23 April – 4 May 1980

Martello Street

Work in Progress is a new work by Susan Hiller, showing for twelve days at Matt’s Gallery. Unconventional avant-garde artist, Susan Hiller who last month exhibited at the prestigious, blue-chip Gimpel Fils Gallery in Davies Street, is having a very different kind of exhibition at Matt’s Gallery, a newly converted East London studio warehouse. Hiller, often accused or commended for being a feminist, plans to take apart her earlier paintings thread by thread - a sort of un-sewing or undoing in the tradition of Penelope.

In all her work, she emphasizes the artist’s obligation to decode, dismantle, and undo materials and their conventional meanings before reconstituting, restructuring, and re-representing them.

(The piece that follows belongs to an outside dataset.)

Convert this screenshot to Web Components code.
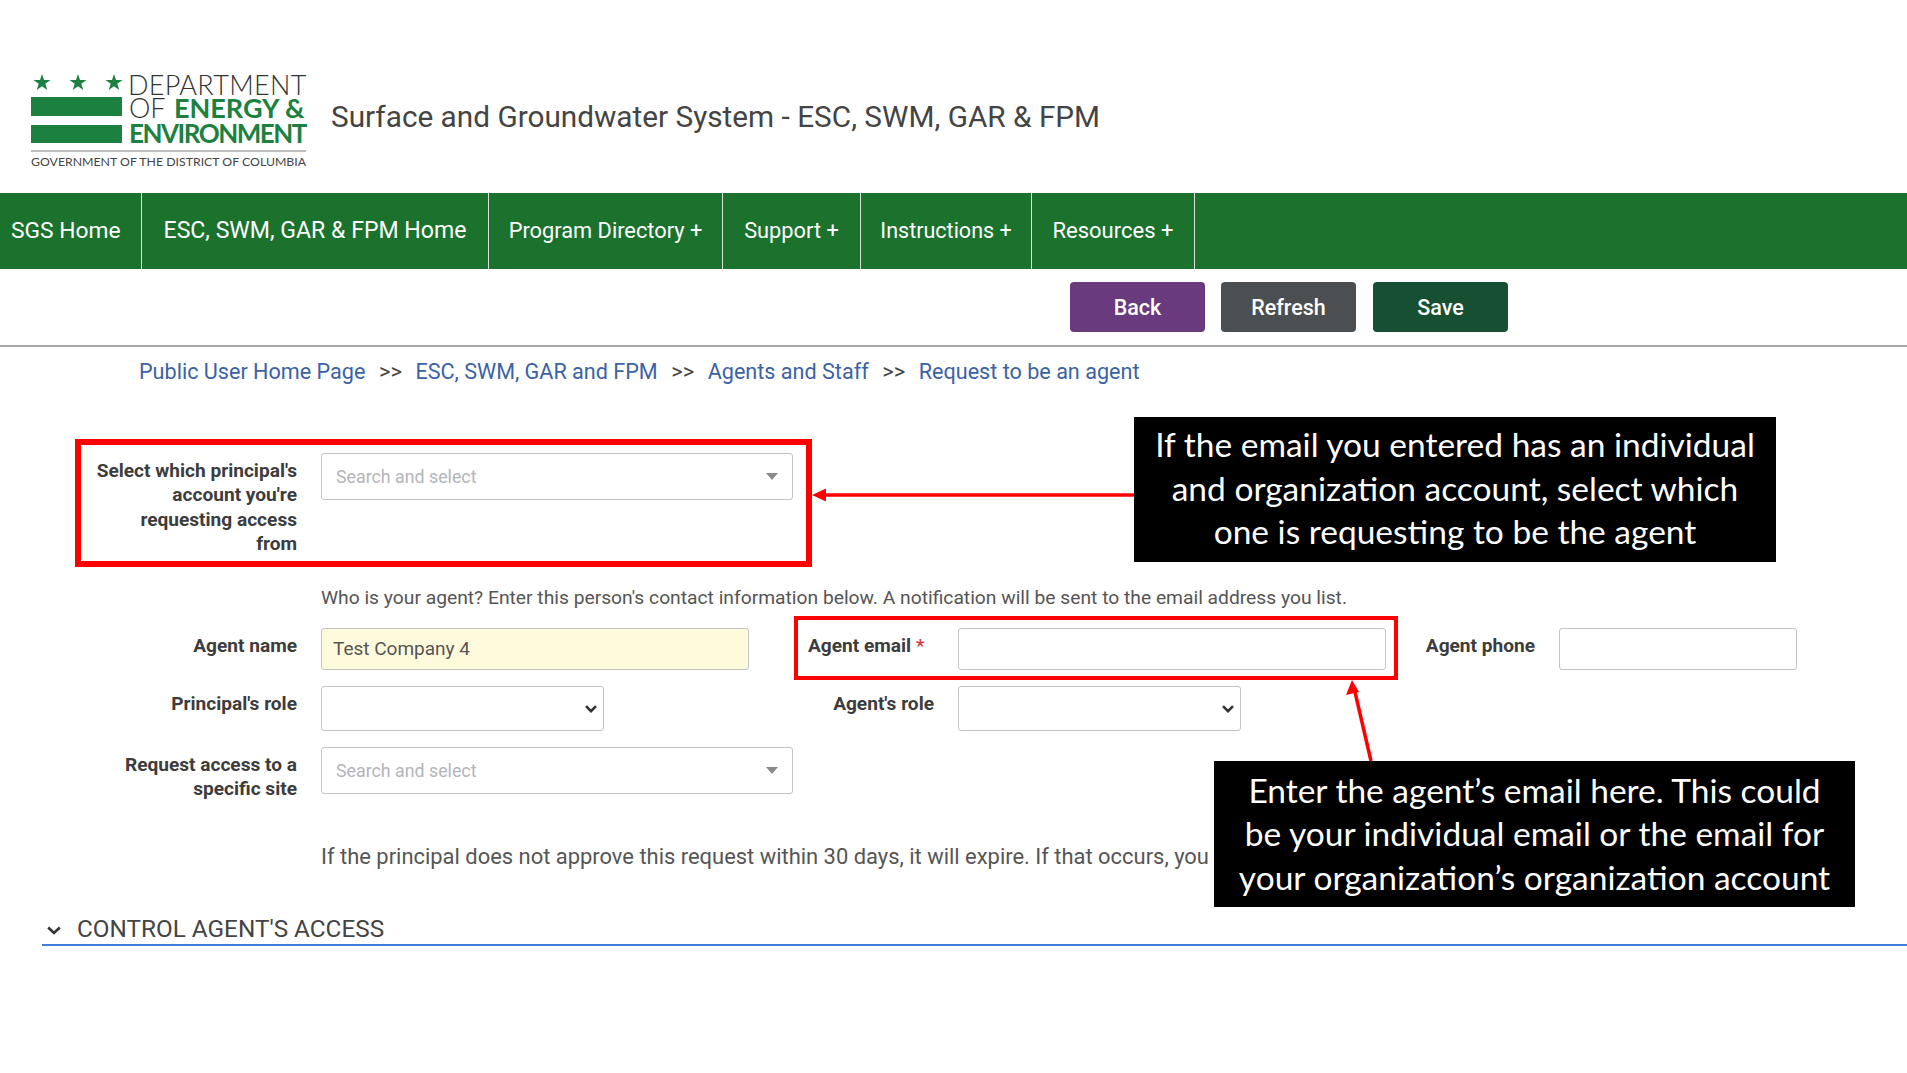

In the early 70s, she extended her definition of materials to include cultural artifacts such as picture postcards and their caption, texts from popular encyclopedias, automatic scripts, pot-shards, photomat portraits, etv. The artworks made with these materials celebrate a dormant, collective language normally suppressed or ignored. While many of these pieces have been exhibited, other aspects of Hiller’s work have remained virtually unknown.

Beginning April 21st, Hiller will use the potential of Matt’s Gallery to function as a workspace, to carry on some of the work she does in her own studio. She describes this Work in Progress as a painting project, and it is true that the basic materials involved are those of conventional painting. However, in this project the materials already have been constituted as iconic signs, for they consist of paintings of hers which have been exhibited previously. In this sense, the materials are cultural artifacts.

Hiller emphasizes that her undoing or dismantling of these works carries them on to the next stage in their development, and in no way indicates a destructive approach to “meaning” or negative evaluation of paintings-as-objects, either with regard to these specific paintings or with regard to painting in general. Rather, there are evident fallacies in the patriarchal notion of a “fully achieved” work of art which she wishes to locate precisely.

Because the work is in progress, Matt’s Gallery cannot announce what it’s result will be. Previous stages of Hiller’s painting project have produced interesting, sometimes beautiful, end products, for the artist’s subversive intention does not negate the possibility of making genuinely satisfying revisions.